Vicente Verdú
Ha llegado a ser tan tópica, empachosa y snob la actual y omnipresente reverencia al vino que el agua renace con una elegancia suprema. En el interior del frasco de vino se desmorona el cerebro y le cabecea la mente mientras sobre el agua flota la inteligencia de estilo. Agua e inteligencia convergen en una mágica morfología interior donde el fluido de los mejores pensamientos mejora bañados por la transparencia del agua.
Repudio a la turbación del vino como también a la falsa agua mineral, gaseosa o no, con marca y altos precios. El agua del agua, el agua desnuda de atributos está a punto de ser ofrecida en los establecimientos más sensibles y auténticos, sin propósito, sin propaganda, sólo para beber.

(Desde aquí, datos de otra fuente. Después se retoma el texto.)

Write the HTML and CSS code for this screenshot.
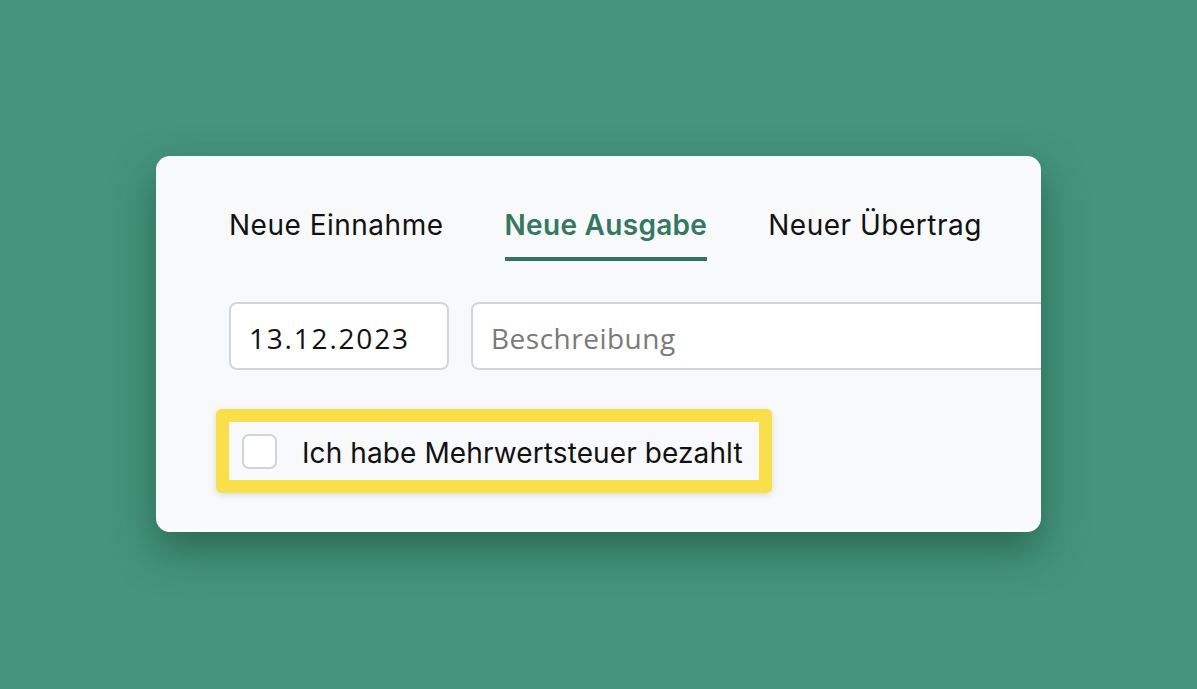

En toda bebida espirituosa el cuerpo el sorbo como una intrusión que, aun siendo placentera, estorba la conjunción del organismo y crea mediante su maldito alcohol erosiones y enconos gratuitos. El agua, por el contrario, riega, amansa y fertiliza. Se suma a la materia orgánica como una mano bendita y engalana. Mi estómago y el de tantos otros malheridos reciben la proximidad del vino como un primer párrafo de malhumor y en lo sucesivo, dos o tres copas más, como una anegación de muerte. O, incluso peor, como embestidas hacia espacios imprevisibles donde se sabe bien como el yo y el mundo se estiman o se abisman.